Powering down the straights at unbelievable speeds due to its 1.5L supercharged straight 8, the Alfetta was the key to success for all the seven Alfa Romeo drivers during the first-ever season of the F1 World Championship in 1950. Imagine muscling and thrashing a raw, visceral, 190bhp race car with seatbelts and a short sleeve shirt around the fast corners of Monza… I would have soiled myself. Nonetheless, when you hear that supercharged Inline 8, and focus your eyes on that minimalist detailed body with that proud rounded grill, you realize how significant these cars are. And to sit in the same cars with your hands touching the wheel that the greats once touched is something many people want to experience one day. No matter how fast and how technologically advanced Formula 1 cars have become, there is always something special about the Alfetta, because it gave us the sport we have today, and proudly wears the name of the first F1 Championship car.
2. Mercedes W196 S
If you were driven by no other than Juan Manuel Fangio and Sir Stirling Moss, then you are a special car. Nothing has changed, the Silver Arrows are still dominating, whether it was in the 50s or in the 2020s, you will always see a Mercedes on the top step. And the Mercedes W 196 and W196 Streamliner were no exception. Forget about Hamilton and Bottas, Fangio and Moss were the original duo that brought the Silver Arrows to fame and put them on the map. After evidently taking a break from racing after WWII, the German company that dominated pre-war racing was looking to succeed and take over Formula 1 and Sports Cars racing as well. The extremely advanced and streamlined Mercedes W 196 indirectly changed the Formula 1 world in many ways, the W196 only failed to win three F1 races in its entire career.

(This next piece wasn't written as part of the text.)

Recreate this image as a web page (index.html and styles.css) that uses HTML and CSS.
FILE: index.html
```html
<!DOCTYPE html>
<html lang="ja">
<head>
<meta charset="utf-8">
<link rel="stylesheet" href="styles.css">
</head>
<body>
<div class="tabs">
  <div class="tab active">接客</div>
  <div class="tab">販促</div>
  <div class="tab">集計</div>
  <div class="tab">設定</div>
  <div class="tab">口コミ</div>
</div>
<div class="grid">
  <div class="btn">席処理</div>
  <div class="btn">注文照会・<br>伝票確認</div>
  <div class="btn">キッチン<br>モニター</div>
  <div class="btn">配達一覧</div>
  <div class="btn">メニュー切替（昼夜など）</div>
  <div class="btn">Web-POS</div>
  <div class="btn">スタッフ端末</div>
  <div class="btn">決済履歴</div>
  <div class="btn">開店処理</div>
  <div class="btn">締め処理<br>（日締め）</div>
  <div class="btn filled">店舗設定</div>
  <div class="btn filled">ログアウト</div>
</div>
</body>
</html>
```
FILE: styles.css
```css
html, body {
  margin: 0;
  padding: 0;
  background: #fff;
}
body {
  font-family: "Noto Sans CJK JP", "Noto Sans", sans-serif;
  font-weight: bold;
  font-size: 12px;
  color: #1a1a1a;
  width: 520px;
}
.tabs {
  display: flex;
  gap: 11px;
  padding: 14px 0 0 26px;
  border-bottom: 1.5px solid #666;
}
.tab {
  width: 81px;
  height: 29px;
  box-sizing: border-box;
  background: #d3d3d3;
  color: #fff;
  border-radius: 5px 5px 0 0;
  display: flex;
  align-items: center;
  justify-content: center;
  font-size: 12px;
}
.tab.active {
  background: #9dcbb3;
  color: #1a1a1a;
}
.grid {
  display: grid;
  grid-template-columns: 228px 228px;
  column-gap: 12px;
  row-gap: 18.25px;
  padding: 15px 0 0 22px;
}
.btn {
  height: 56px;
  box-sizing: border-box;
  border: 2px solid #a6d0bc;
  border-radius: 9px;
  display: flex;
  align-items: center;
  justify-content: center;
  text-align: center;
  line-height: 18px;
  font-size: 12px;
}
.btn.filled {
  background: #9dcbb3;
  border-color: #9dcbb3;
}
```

A 2.5-liter straight-eight engine brought the W 196 to life, as its state-of-the-art direct injection would let the silver car with its side exhaust pipes thrive. Despite missing the first three races, Fangio went on to win the 1954 Formula 1 title, taking 4 victories out of the 6 races. The low drag body that stood stable throughout the high-downforce corners and looked good while doing it was Mercedes’s first test and trail in Formula 1. They have come a long way, that’s for sure, but this was the car that shaped the way.
3. Lancia Ferrari D50
Hollow side slabs and a Ferrari badge slapped on the side made the Lancia D50 a car to remember and a car to differentiate. Yet, its long front that houses the engine and its rounded, short rear-end remind you that it’s still a 50s Grand Prix car. Even though it is from the 50s, its performance was nothing like what you would see in that decade. Designed by Vittorio Jano for Lancia for the 1954 Formula 1 season, finical difficulties hit the Italian company and the team was sold to Ferrari, the prancing horses continued to develop and upgrade the car, running it through the 1955 and 56′ season. It was a sight to see as the legendary Juan Manuel Fangio executed beautiful four-wheel drifts in this car around the streets of Monte Carlo. It’s front-mounted naturally aspirated V8 dominates the front end as Fangio, Luigi Musso and Peter Collins took 5 overall wins with the D50.

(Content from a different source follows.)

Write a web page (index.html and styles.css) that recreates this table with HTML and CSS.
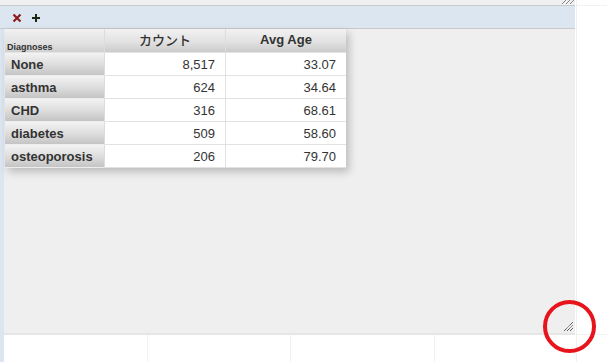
FILE: index.html
```html
<!DOCTYPE html>
<html>
<head>
<meta charset="utf-8">
<link rel="stylesheet" href="styles.css">
</head>
<body>
<div class="page">
  <div class="win">
    <div class="topstrip">
      <svg class="topgrip" width="12" height="4" viewBox="0 0 12 4">
        <path d="M0.5 3.5 L3.5 0.5 M4.5 3.5 L7.5 0.5 M8.5 3.5 L11.5 0.5" stroke="#222" stroke-width="1" stroke-dasharray="1 0.6" fill="none"/>
      </svg>
    </div>
    <div class="toolbar">
      <svg class="ico" width="10" height="10" viewBox="0 0 10 10">
        <path d="M1.5 1.5 L8.5 8.5 M8.5 1.5 L1.5 8.5" stroke="#8b1d1d" stroke-width="2.2" fill="none"/>
      </svg>
      <svg class="ico" width="10" height="10" viewBox="0 0 10 10">
        <path d="M5 1 V9 M1 5 H9" stroke="#1d2814" stroke-width="2" fill="none"/>
      </svg>
    </div>
    <div class="content">
      <table class="pivot">
        <thead>
          <tr>
            <th class="corner">Diagnoses</th>
            <th class="colhead jp">カウント</th>
            <th class="colhead">Avg Age</th>
          </tr>
        </thead>
        <tbody>
          <tr><th class="rowhead">None</th><td>8,517</td><td>33.07</td></tr>
          <tr><th class="rowhead">asthma</th><td>624</td><td>34.64</td></tr>
          <tr><th class="rowhead">CHD</th><td>316</td><td>68.61</td></tr>
          <tr><th class="rowhead">diabetes</th><td>509</td><td>58.60</td></tr>
          <tr><th class="rowhead">osteoporosis</th><td>206</td><td>79.70</td></tr>
        </tbody>
      </table>
      <svg class="grip" width="11" height="11" viewBox="0 0 11 11">
        <path d="M1 10 L10 1 M4 10 L10 4 M7 10 L10 7" stroke="#222" stroke-width="1" stroke-dasharray="1 0.7" fill="none"/>
      </svg>
    </div>
    <div class="bottom">
      <div class="cell c1"></div>
      <div class="cell c2"></div>
      <div class="cell c3"></div>
      <div class="cell c4"></div>
    </div>
  </div>
  <div class="right">
    <div class="rtop"></div>
    <div class="rmid"></div>
  </div>
  <div class="marker"></div>
</div>
</body>
</html>
```

FILE: styles.css
```css
html, body {
  margin: 0;
  padding: 0;
  background: #ffffff;
}
body {
  font-family: "Liberation Sans", Arial, sans-serif;
  color: #333;
}
.page {
  position: relative;
  display: flex;
  width: 607px;
  height: 362px;
  overflow: hidden;
}
.win {
  width: 575px;
  height: 362px;
  background: #dce6f0;
  display: flex;
  flex-direction: column;
  flex: none;
}
.topstrip {
  height: 5px;
  background: #f0f0f0;
  border-bottom: 1px solid #c9c9c9;
  position: relative;
}
.topgrip {
  position: absolute;
  right: 1px;
  top: 0;
}
.toolbar {
  border-bottom: 1px solid #c9c9c9;
  display: flex;
  align-items: center;
  gap: 9px;
  padding-left: 12px;
  padding-top: 1px;
  box-sizing: border-box;
  height: 23px;
}
.ico {
  display: block;
}
.content {
  position: relative;
  margin-left: 4px;
  height: 304px;
  background: #efefef;
  border-bottom: 2px solid #e6e6e6;
  padding-left: 1px;
}
.grip {
  position: absolute;
  right: 1px;
  bottom: 1px;
}
.pivot {
  border-collapse: separate;
  border-spacing: 0;
  box-shadow: 3px 4px 8px rgba(0, 0, 0, 0.22);
  font-size: 13px;
}
.pivot th, .pivot td {
  padding: 0;
  box-sizing: border-box;
}
.corner {
  width: 100px;
  height: 24px;
  font-size: 9px;
  font-weight: bold;
  text-align: left;
  vertical-align: bottom;
  padding: 0 0 0 2px !important;
  color: #333;
  background: linear-gradient(#f1f1f1, #e2e2e2 60%, #d0d0d0);
  border-right: 1px solid #dcdcdc;
  border-bottom: 1px solid #e4e4e4;
}
.colhead {
  height: 24px;
  font-weight: bold;
  font-size: 13px;
  text-align: center;
  color: #333;
  background: linear-gradient(#f2f2f2, #e2e2e2 55%, #cbcbcb);
  border-right: 1px solid #dcdcdc;
  border-bottom: 1px solid #e4e4e4;
  padding-bottom: 2px !important;
}
.colhead:nth-child(2) {
  width: 121px;
}
.colhead:nth-child(3) {
  width: 120px;
  border-right: none;
}
.jp {
  font-family: "Noto Sans CJK JP", "Liberation Sans", sans-serif;
  font-weight: 500;
  font-size: 13px;
}
.rowhead {
  height: 23px;
  text-align: left;
  font-weight: bold;
  font-size: 13px;
  padding-left: 6px !important;
  color: #333;
  background: linear-gradient(#f3f3f3, #dcdcdc 55%, #c4c4c4);
  border-right: 1px solid #dcdcdc;
  border-bottom: 1px solid #ededed;
}
.pivot td {
  height: 23px;
  background: #ffffff;
  text-align: right;
  padding-right: 10px;
  border-right: 1px solid #e2e2e2;
  border-bottom: 1px solid #e2e2e2;
}
.pivot td:last-child {
  border-right: none;
}
.bottom {
  flex: 1;
  margin-left: 4px;
  background: #ffffff;
  display: flex;
}
.cell {
  border-right: 1px solid #f2f2f2;
  flex: none;
}
.c1 { width: 143px; }
.c2 { width: 142px; }
.c3 { width: 143px; }
.c4 { width: 142px; border-right: none; }
.right {
  flex: 1;
  border-left: 1px solid #f0f0f0;
  margin-left: 1px;
  display: flex;
  flex-direction: column;
}
.rtop {
  height: 5px;
  border-bottom: 1px solid #f2f2f2;
}
.rmid {
  height: 328px;
  border-bottom: 1px solid #f2f2f2;
}
.marker {
  position: absolute;
  left: 543px;
  top: 300px;
  width: 45px;
  height: 45px;
  border: 4.5px solid #e8141c;
  border-radius: 50%;
}
```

Fangio brought the Lancia D50 to enormous success, winning the 1956 title. With all its weight concentrated between the wheels, a 5-speed manual transaxle, a simple elegant dashboard, and a very low center of gravity, nothing could stop the pairing of Fangio and the Lancia.
4. Vanwall VW5
All British fans wished for was a British driver in a fast British car, was it too much to ask for? Vanwall answered the wish of the British fans and delivered it as well. Tony Vendervell set out to make the first-ever British team in Formula 1, not knowing how massive his impact was and still is. Even though Vanwall never accomplished the highest achievement that is the World Championship, the British team still inspired many other British companies to join the prestigious sport and take the fight to the Germans and Italians. British teams did not win a Formula 1 Drivers’ title until 1959, when Cooper decided to join the fight. After hard work, sweat, tears, and many versions of this car, Vanwall finally attained the perfect car and configuration they always dreamed of. It is known as the Vanwall VW5. Its Inline-4 might have been small or underpowered compared to its competitors, but, its lightweight body, power-to-weight ratio, and skillful drivers were able to push this car over its limit.

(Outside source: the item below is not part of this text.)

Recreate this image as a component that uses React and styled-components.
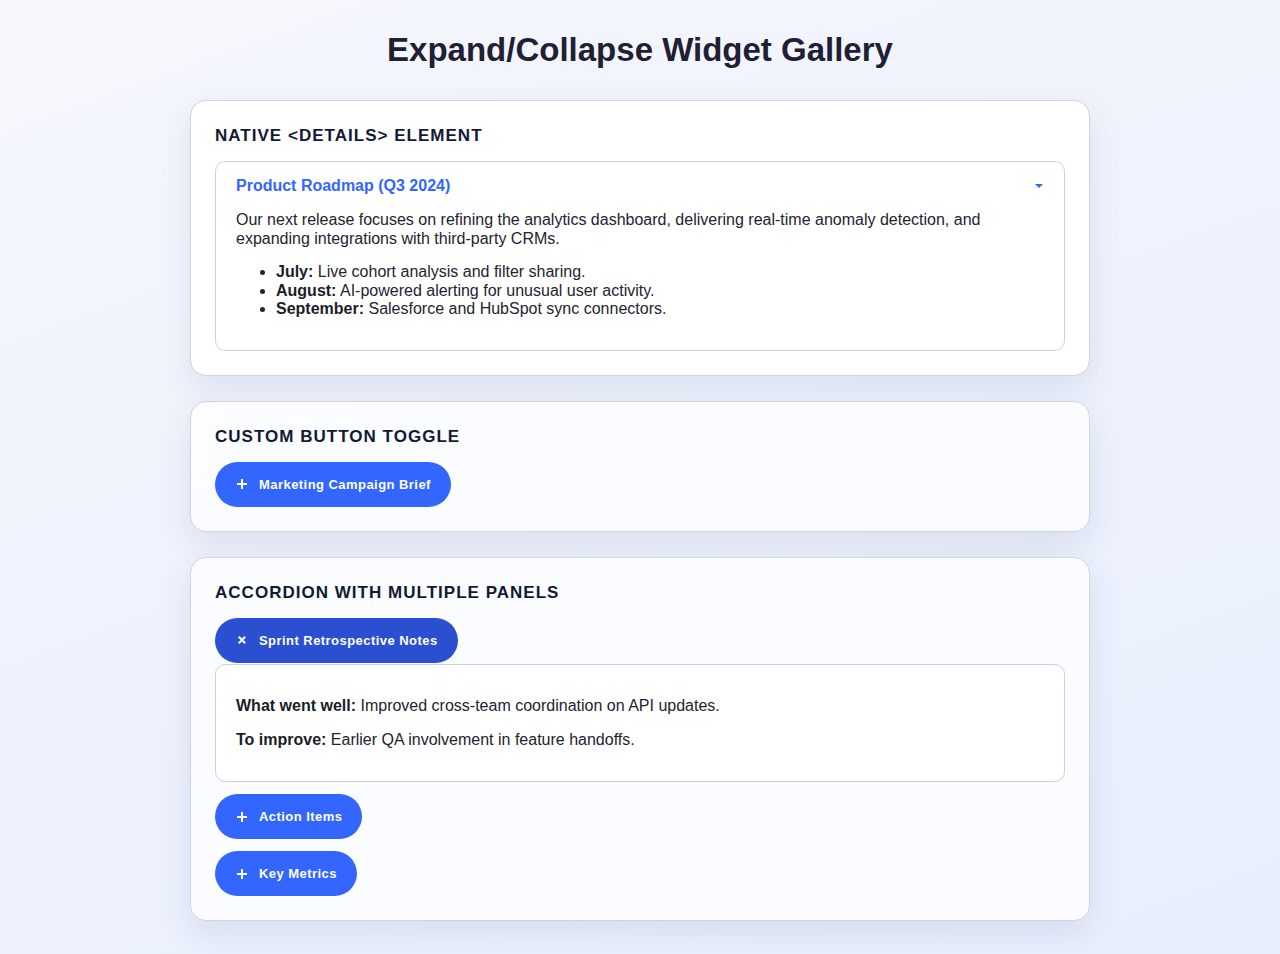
import React, { useState } from "react";
import styled, { createGlobalStyle } from "styled-components";

const GlobalStyle = createGlobalStyle`
  * { box-sizing: border-box; }
  html, body {
    margin: 0;
    padding: 0;
  }
  body {
    font-family: "Liberation Sans", Arial, Helvetica, sans-serif;
    color: #1f2130;
    background: linear-gradient(160deg, #f5f7fc 0%, #eef2fd 50%, #e8eefd 100%);
    min-height: 954px;
  }
`;

const Page = styled.div`
  padding: 31px 20px 40px;
`;

const Title = styled.h1`
  margin: 0 0 31px;
  text-align: center;
  font-size: 33px;
  line-height: 38px;
  font-weight: 700;
  color: #1f2033;
`;

const Stack = styled.div`
  width: 900px;
  margin: 0 auto;
  display: flex;
  flex-direction: column;
  gap: 25px;
`;

const Card = styled.section`
  background: ${({ $tint }) => ($tint ? "rgba(252, 253, 255, 0.92)" : "#ffffff")};
  border: 1px solid #d2d4dc;
  border-radius: 16px;
  padding: 23px 24px 24px;
  box-shadow: 0 12px 32px rgba(40, 55, 110, 0.1);
`;

const CardHeading = styled.h2`
  margin: 0 0 13px;
  font-size: 17px;
  line-height: 24px;
  font-weight: 700;
  letter-spacing: 0.06em;
  text-transform: uppercase;
  color: #111a33;
`;

const Details = styled.details`
  border: 1px solid #cfd1d8;
  border-radius: 10px;
  padding: 14px 20px 16px;
  background: #fff;
`;

const Summary = styled.summary`
  list-style: none;
  display: flex;
  align-items: center;
  justify-content: space-between;
  font-size: 16px;
  line-height: 20px;
  font-weight: 700;
  color: #3366ff;
  cursor: pointer;

  &::-webkit-details-marker { display: none; }

  &::after {
    content: "";
    width: 0;
    height: 0;
    margin-right: 1px;
    border-left: 4px solid transparent;
    border-right: 4px solid transparent;
    border-top: 4px solid #3366ff;
  }
`;

const Text = styled.p`
  margin: 15px 0;
  font-size: 16px;
  line-height: 18.5px;
  color: #222430;

  strong { font-weight: 700; color: #1b1d29; }
`;

const List = styled.ul`
  margin: 15px 0 15px;
  padding-left: 40px;
  font-size: 16px;
  line-height: 18.5px;
  color: #222430;

  strong { font-weight: 700; color: #1b1d29; }
`;

const ToggleButton = styled.button`
  display: inline-flex;
  align-items: center;
  gap: 12px;
  align-self: flex-start;
  height: 45px;
  padding: 0 20px 0 22px;
  border: none;
  border-radius: 999px;
  background: ${({ $open }) => ($open ? "#2a4fd0" : "#3366ff")};
  color: #fff;
  font-family: "Liberation Sans", Arial, Helvetica, sans-serif;
  font-size: 13px;
  letter-spacing: 0.45px;
  font-weight: 700;
  cursor: pointer;
`;

const Accordion = styled.div`
  display: flex;
  flex-direction: column;
  gap: 12px;
`;

const Item = styled.div`
  display: flex;
  flex-direction: column;
  gap: 1px;
`;

const Panel = styled.div`
  border: 1px solid #cfd1d8;
  border-radius: 10px;
  padding: 16px 20px;
  background: #fff;
`;

const PanelText = styled(Text)`
  margin: 15.5px 0;
  &:first-child { margin-top: 16px; }
  &:last-child { margin-bottom: 16px; }
`;

function ToggleIcon({ open }) {
  return (
    <svg width="10" height="10" viewBox="0 0 10 10" aria-hidden="true">
      {open ? (
        <path d="M1.8 1.8 8.2 8.2 M8.2 1.8 1.8 8.2" stroke="#fff" strokeWidth="2" strokeLinecap="butt" />
      ) : (
        <path d="M5 0v10 M0 5h10" stroke="#fff" strokeWidth="2" />
      )}
    </svg>
  );
}

const panels = [
  {
    id: "retro",
    title: "Sprint Retrospective Notes",
    body: [
      ["What went well:", "Improved cross-team coordination on API updates."],
      ["To improve:", "Earlier QA involvement in feature handoffs."],
    ],
  },
  {
    id: "actions",
    title: "Action Items",
    body: [
      ["Owner:", "Platform team to document API versioning policy."],
      ["Deadline:", "Next sprint planning session."],
    ],
  },
  {
    id: "metrics",
    title: "Key Metrics",
    body: [
      ["Velocity:", "42 story points completed."],
      ["Bugs closed:", "18 issues resolved this sprint."],
    ],
  },
];

export default function App() {
  const [briefOpen, setBriefOpen] = useState(false);
  const [openPanel, setOpenPanel] = useState("retro");

  return (
    <>
      <GlobalStyle />
      <Page>
        <Title>Expand/Collapse Widget Gallery</Title>
        <Stack>
          <Card>
            <CardHeading>Native &lt;details&gt; Element</CardHeading>
            <Details open>
              <Summary>Product Roadmap (Q3 2024)</Summary>
              <Text>
                Our next release focuses on refining the analytics dashboard, delivering real-time anomaly
                detection, and expanding integrations with third-party CRMs.
              </Text>
              <List>
                <li><strong>July:</strong> Live cohort analysis and filter sharing.</li>
                <li><strong>August:</strong> AI-powered alerting for unusual user activity.</li>
                <li><strong>September:</strong> Salesforce and HubSpot sync connectors.</li>
              </List>
            </Details>
          </Card>

          <Card $tint>
            <CardHeading>Custom Button Toggle</CardHeading>
            <Accordion>
              <ToggleButton $open={briefOpen} onClick={() => setBriefOpen(!briefOpen)}>
                <ToggleIcon open={briefOpen} />
                Marketing Campaign Brief
              </ToggleButton>
              {briefOpen && (
                <Panel>
                  <PanelText>Launch goals, audience segments and channel mix for the Q3 campaign.</PanelText>
                </Panel>
              )}
            </Accordion>
          </Card>

          <Card $tint>
            <CardHeading>Accordion With Multiple Panels</CardHeading>
            <Accordion>
              {panels.map((p) => {
                const open = openPanel === p.id;
                return (
                  <Item key={p.id}>
                    <ToggleButton $open={open} onClick={() => setOpenPanel(open ? null : p.id)}>
                      <ToggleIcon open={open} />
                      {p.title}
                    </ToggleButton>
                    {open && (
                      <Panel>
                        {p.body.map(([label, text]) => (
                          <PanelText key={label}>
                            <strong>{label}</strong> {text}
                          </PanelText>
                        ))}
                      </Panel>
                    )}
                  </Item>
                );
              })}
            </Accordion>
          </Card>
        </Stack>
      </Page>
    </>
  );
}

The Vanwall VW5 was the first British car to win at the British Grand Prix, Sir Stirling Moss and Tony Brooks captured that iconic 1957 victory, setting the Vanwall VW5 up for many victories to come in the future. Three wins were racked up throughout the 1957 season, and Vanwall entered the 1958 season with more than enough confidence that they could win their first title. In spite of winning 7 out of the 11 races in the 1958 season, Ferrari’s reliability, efficiency, and some admirable sportsmanship led to Vanwall not winning the title in 1958. Even though they never took the title, Vanwall will always be known for its impact in the sport, still standing as a team of “what could have been”.
5. Maserati 250F
If you don’t know what the Maserati 250F is, then do not talk to me. You are looking at one of, if not the most iconic Formula 1 race car of the decade. Why is it so great you ask? Just look at it, its beauty, its sheer power, its low center of gravity, its achievements, it’s pairing with Juan Manuel Fangio, how it raced for so long. What’s not to love? When Maserati creates such a car that has left such an impact in the sport of Formula 1, you can’t help but drool and memorize over its soft lines. Fangio’s two out of his five titles were tackled with the cigar-shaped Maserati 250F. Its traditional and simple straight-6 would let these drivers extract a total of 216 horsepower. Its most famous triumph was at the 1957 German Grand Prix, not only did Fangio show his masterclass and increase his already famous reputation, but the 4 speed manual 250F also became a household name.
Witnessing this incredible victory in person must have been a dream come true. To see the Argentinian champion power and thrash his ever-so-stunning Maserati 250F around the “Green Hell” is not something most people can say they witnessed. No one can explain such greatness that Fangio was and represented, and it is the only right thing that the 5-time world champion saved his best race for last. Fangio entered the 1957 German Grand Prix at the Nürburgring on the way to win his fifth world champion title. He was not only a crowd favorite, but a household name across the world, and after this race, the Argentinian name would be remembered forever. Fangio at the dangerous and corner-filled Nürburgring in 1957 was like a father Lion protecting his cubs, no one could stop him that day. Peter Collins and Mike Hawthorn battled with Fangio throughout the whole race in their Ferrari’s, but couldn’t get close to catch the flying Maserati. Juan himself planned a mid-race pit stop for fuel and tires, while his Ferrari rivals, Mike Hawthorn and Peter Collins, ran non-stop. Running non-stop with tires from the 50s was definitely not the brightest idea, the tires were thin, and they didn’t grip as much as they do now, and running the whole entire race on an abrasive and menacing track… didn’t end well.
Juan Manuel Fangio put his legendary and gorgeous Maserati 250F in the first place, 28 seconds ahead of the Lancias and Ferraris, as in the beginning of the race he was three-quarters of a minute behind them. That naturally aspirated V12 Italian race car was drifted and beat around the corners, exhausted, yet satisfied after the now-famous Grand Prix race. We wouldn’t be in this position today without these ground-breaking cars.